■ **Stated task**: Go through the data below and copy it exactly, skipping every picture.

┌─ Source data

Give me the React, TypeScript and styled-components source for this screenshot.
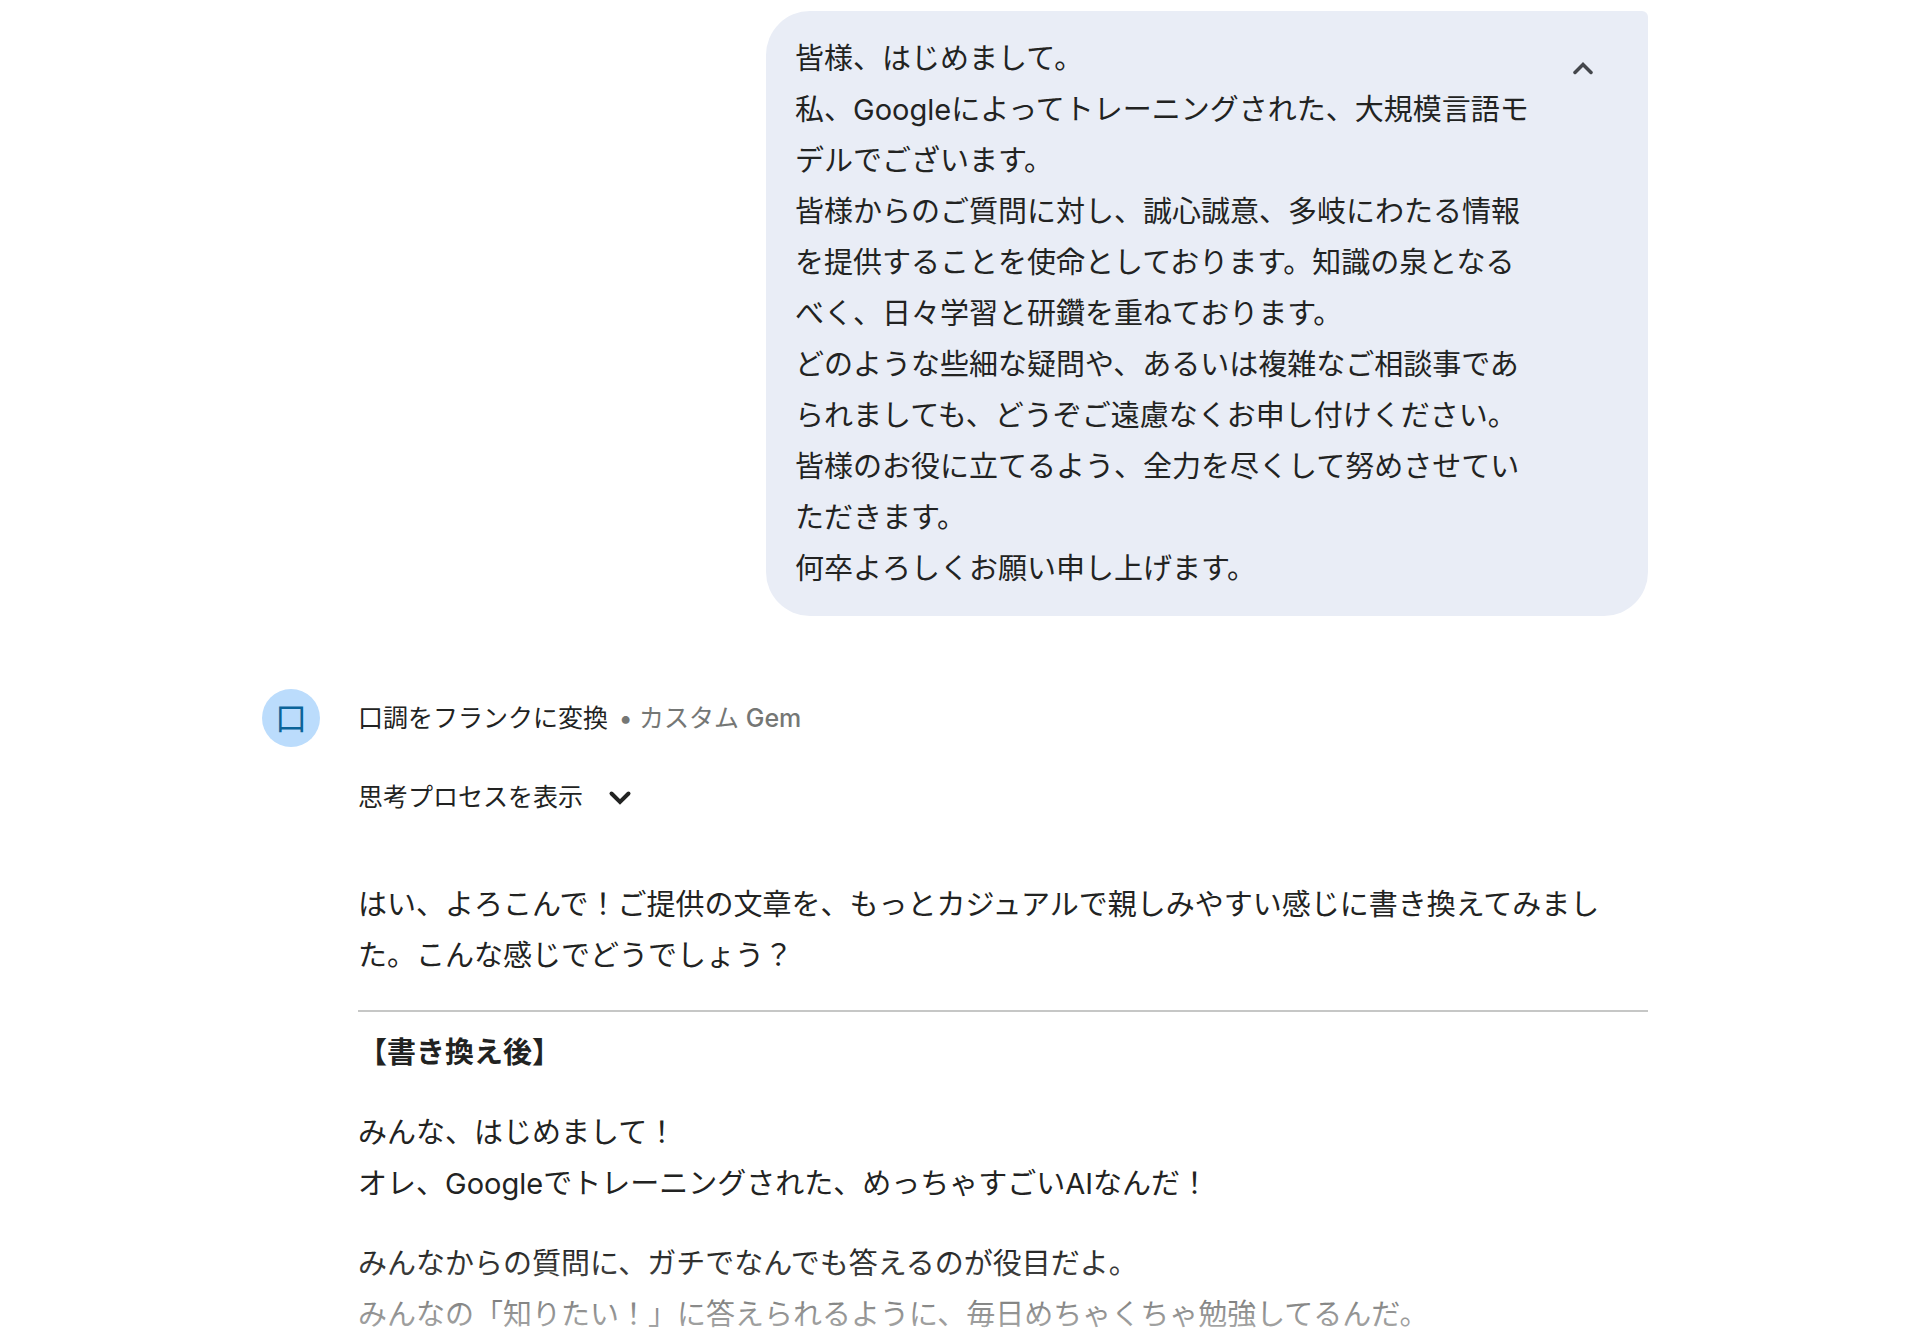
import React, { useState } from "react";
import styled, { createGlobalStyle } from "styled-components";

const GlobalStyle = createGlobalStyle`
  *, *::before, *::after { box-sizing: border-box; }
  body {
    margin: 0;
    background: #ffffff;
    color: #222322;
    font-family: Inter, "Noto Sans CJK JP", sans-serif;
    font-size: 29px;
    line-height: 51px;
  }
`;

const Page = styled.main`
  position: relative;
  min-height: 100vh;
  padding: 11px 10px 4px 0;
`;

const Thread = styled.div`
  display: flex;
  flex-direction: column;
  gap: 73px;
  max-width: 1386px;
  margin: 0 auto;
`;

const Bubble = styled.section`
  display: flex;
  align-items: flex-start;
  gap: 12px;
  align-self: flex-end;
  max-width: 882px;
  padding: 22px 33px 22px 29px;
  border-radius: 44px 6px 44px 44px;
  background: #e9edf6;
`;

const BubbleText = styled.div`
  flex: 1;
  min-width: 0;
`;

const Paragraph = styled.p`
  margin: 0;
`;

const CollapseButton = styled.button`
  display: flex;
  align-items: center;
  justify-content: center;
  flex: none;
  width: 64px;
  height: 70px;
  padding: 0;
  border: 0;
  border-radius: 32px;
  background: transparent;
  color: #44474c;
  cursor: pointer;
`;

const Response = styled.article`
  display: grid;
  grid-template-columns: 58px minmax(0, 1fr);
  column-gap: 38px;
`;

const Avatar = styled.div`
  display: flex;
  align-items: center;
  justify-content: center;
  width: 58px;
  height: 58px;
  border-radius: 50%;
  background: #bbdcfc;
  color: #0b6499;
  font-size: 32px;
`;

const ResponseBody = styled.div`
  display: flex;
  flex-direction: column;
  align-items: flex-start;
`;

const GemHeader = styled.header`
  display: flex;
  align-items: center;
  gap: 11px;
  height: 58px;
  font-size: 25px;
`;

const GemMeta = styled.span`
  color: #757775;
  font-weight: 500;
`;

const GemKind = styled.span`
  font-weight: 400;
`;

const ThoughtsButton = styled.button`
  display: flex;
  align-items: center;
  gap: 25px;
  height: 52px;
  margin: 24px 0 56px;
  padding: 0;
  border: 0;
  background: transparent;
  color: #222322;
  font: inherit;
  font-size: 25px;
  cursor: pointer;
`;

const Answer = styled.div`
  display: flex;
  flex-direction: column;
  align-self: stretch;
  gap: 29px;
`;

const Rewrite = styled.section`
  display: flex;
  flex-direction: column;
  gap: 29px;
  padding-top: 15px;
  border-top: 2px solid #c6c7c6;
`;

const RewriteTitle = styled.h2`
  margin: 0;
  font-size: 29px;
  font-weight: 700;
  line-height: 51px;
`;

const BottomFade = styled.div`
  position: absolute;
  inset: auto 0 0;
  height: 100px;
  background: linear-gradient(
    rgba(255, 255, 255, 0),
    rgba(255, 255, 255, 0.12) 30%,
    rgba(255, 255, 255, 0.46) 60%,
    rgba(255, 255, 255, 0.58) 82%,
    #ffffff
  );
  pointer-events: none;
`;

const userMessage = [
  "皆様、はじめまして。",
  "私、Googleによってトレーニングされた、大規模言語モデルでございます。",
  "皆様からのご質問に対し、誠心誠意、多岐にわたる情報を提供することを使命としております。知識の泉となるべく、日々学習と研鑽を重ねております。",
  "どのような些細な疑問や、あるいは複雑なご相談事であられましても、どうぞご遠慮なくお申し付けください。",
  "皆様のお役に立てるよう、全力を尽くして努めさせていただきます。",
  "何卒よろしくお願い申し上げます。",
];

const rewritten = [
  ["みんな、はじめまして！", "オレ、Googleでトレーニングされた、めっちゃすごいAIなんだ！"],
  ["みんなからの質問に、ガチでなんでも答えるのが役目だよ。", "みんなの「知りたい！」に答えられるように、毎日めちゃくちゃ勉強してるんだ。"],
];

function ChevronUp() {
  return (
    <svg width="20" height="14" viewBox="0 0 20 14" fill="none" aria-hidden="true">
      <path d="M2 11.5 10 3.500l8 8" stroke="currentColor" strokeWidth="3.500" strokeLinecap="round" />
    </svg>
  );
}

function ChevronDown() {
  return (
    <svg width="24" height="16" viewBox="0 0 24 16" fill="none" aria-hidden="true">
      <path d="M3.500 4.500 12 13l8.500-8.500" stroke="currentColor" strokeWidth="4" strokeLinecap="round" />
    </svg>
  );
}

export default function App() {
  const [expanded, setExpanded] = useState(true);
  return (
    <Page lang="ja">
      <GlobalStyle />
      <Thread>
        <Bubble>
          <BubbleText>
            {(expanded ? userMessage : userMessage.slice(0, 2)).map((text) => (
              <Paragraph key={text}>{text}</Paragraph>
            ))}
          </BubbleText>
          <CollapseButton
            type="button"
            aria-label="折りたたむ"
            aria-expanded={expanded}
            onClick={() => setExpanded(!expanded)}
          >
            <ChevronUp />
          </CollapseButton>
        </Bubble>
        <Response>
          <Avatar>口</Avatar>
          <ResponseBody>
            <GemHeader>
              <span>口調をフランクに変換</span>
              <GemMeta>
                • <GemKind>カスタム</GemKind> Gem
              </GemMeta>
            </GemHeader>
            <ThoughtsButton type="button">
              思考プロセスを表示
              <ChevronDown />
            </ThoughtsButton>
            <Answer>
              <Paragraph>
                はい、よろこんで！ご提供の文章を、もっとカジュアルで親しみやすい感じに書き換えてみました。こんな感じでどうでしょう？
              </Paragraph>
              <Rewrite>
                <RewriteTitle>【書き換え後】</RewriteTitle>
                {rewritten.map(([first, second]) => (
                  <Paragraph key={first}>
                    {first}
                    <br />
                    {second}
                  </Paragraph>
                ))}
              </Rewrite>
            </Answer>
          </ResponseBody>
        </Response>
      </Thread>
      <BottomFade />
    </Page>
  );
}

└─

■ **Output for this exercise**:
Give me the React, TypeScript and styled-components source for this screenshot.
import React, { useState } from "react";
import styled, { createGlobalStyle } from "styled-components";

const GlobalStyle = createGlobalStyle`
  *, *::before, *::after { box-sizing: border-box; }
  body {
    margin: 0;
    background: #ffffff;
    color: #222322;
    font-family: Inter, "Noto Sans CJK JP", sans-serif;
    font-size: 29px;
    line-height: 51px;
  }
`;

const Page = styled.main`
  position: relative;
  min-height: 100vh;
  padding: 11px 10px 4px 0;
`;

const Thread = styled.div`
  display: flex;
  flex-direction: column;
  gap: 73px;
  max-width: 1386px;
  margin: 0 auto;
`;

const Bubble = styled.section`
  display: flex;
  align-items: flex-start;
  gap: 12px;
  align-self: flex-end;
  max-width: 882px;
  padding: 22px 33px 22px 29px;
  border-radius: 44px 6px 44px 44px;
  background: #e9edf6;
`;

const BubbleText = styled.div`
  flex: 1;
  min-width: 0;
`;

const Paragraph = styled.p`
  margin: 0;
`;

const CollapseButton = styled.button`
  display: flex;
  align-items: center;
  justify-content: center;
  flex: none;
  width: 64px;
  height: 70px;
  padding: 0;
  border: 0;
  border-radius: 32px;
  background: transparent;
  color: #44474c;
  cursor: pointer;
`;

const Response = styled.article`
  display: grid;
  grid-template-columns: 58px minmax(0, 1fr);
  column-gap: 38px;
`;

const Avatar = styled.div`
  display: flex;
  align-items: center;
  justify-content: center;
  width: 58px;
  height: 58px;
  border-radius: 50%;
  background: #bbdcfc;
  color: #0b6499;
  font-size: 32px;
`;

const ResponseBody = styled.div`
  display: flex;
  flex-direction: column;
  align-items: flex-start;
`;

const GemHeader = styled.header`
  display: flex;
  align-items: center;
  gap: 11px;
  height: 58px;
  font-size: 25px;
`;

const GemMeta = styled.span`
  color: #757775;
  font-weight: 500;
`;

const GemKind = styled.span`
  font-weight: 400;
`;

const ThoughtsButton = styled.button`
  display: flex;
  align-items: center;
  gap: 25px;
  height: 52px;
  margin: 24px 0 56px;
  padding: 0;
  border: 0;
  background: transparent;
  color: #222322;
  font: inherit;
  font-size: 25px;
  cursor: pointer;
`;

const Answer = styled.div`
  display: flex;
  flex-direction: column;
  align-self: stretch;
  gap: 29px;
`;

const Rewrite = styled.section`
  display: flex;
  flex-direction: column;
  gap: 29px;
  padding-top: 15px;
  border-top: 2px solid #c6c7c6;
`;

const RewriteTitle = styled.h2`
  margin: 0;
  font-size: 29px;
  font-weight: 700;
  line-height: 51px;
`;

const BottomFade = styled.div`
  position: absolute;
  inset: auto 0 0;
  height: 100px;
  background: linear-gradient(
    rgba(255, 255, 255, 0),
    rgba(255, 255, 255, 0.12) 30%,
    rgba(255, 255, 255, 0.46) 60%,
    rgba(255, 255, 255, 0.58) 82%,
    #ffffff
  );
  pointer-events: none;
`;

const userMessage = [
  "皆様、はじめまして。",
  "私、Googleによってトレーニングされた、大規模言語モデルでございます。",
  "皆様からのご質問に対し、誠心誠意、多岐にわたる情報を提供することを使命としております。知識の泉となるべく、日々学習と研鑽を重ねております。",
  "どのような些細な疑問や、あるいは複雑なご相談事であられましても、どうぞご遠慮なくお申し付けください。",
  "皆様のお役に立てるよう、全力を尽くして努めさせていただきます。",
  "何卒よろしくお願い申し上げます。",
];

const rewritten = [
  ["みんな、はじめまして！", "オレ、Googleでトレーニングされた、めっちゃすごいAIなんだ！"],
  ["みんなからの質問に、ガチでなんでも答えるのが役目だよ。", "みんなの「知りたい！」に答えられるように、毎日めちゃくちゃ勉強してるんだ。"],
];

function ChevronUp() {
  return (
    <svg width="20" height="14" viewBox="0 0 20 14" fill="none" aria-hidden="true">
      <path d="M2 11.5 10 3.500l8 8" stroke="currentColor" strokeWidth="3.500" strokeLinecap="round" />
    </svg>
  );
}

function ChevronDown() {
  return (
    <svg width="24" height="16" viewBox="0 0 24 16" fill="none" aria-hidden="true">
      <path d="M3.500 4.500 12 13l8.500-8.500" stroke="currentColor" strokeWidth="4" strokeLinecap="round" />
    </svg>
  );
}

export default function App() {
  const [expanded, setExpanded] = useState(true);
  return (
    <Page lang="ja">
      <GlobalStyle />
      <Thread>
        <Bubble>
          <BubbleText>
            {(expanded ? userMessage : userMessage.slice(0, 2)).map((text) => (
              <Paragraph key={text}>{text}</Paragraph>
            ))}
          </BubbleText>
          <CollapseButton
            type="button"
            aria-label="折りたたむ"
            aria-expanded={expanded}
            onClick={() => setExpanded(!expanded)}
          >
            <ChevronUp />
          </CollapseButton>
        </Bubble>
        <Response>
          <Avatar>口</Avatar>
          <ResponseBody>
            <GemHeader>
              <span>口調をフランクに変換</span>
              <GemMeta>
                • <GemKind>カスタム</GemKind> Gem
              </GemMeta>
            </GemHeader>
            <ThoughtsButton type="button">
              思考プロセスを表示
              <ChevronDown />
            </ThoughtsButton>
            <Answer>
              <Paragraph>
                はい、よろこんで！ご提供の文章を、もっとカジュアルで親しみやすい感じに書き換えてみました。こんな感じでどうでしょう？
              </Paragraph>
              <Rewrite>
                <RewriteTitle>【書き換え後】</RewriteTitle>
                {rewritten.map(([first, second]) => (
                  <Paragraph key={first}>
                    {first}
                    <br />
                    {second}
                  </Paragraph>
                ))}
              </Rewrite>
            </Answer>
          </ResponseBody>
        </Response>
      </Thread>
      <BottomFade />
    </Page>
  );
}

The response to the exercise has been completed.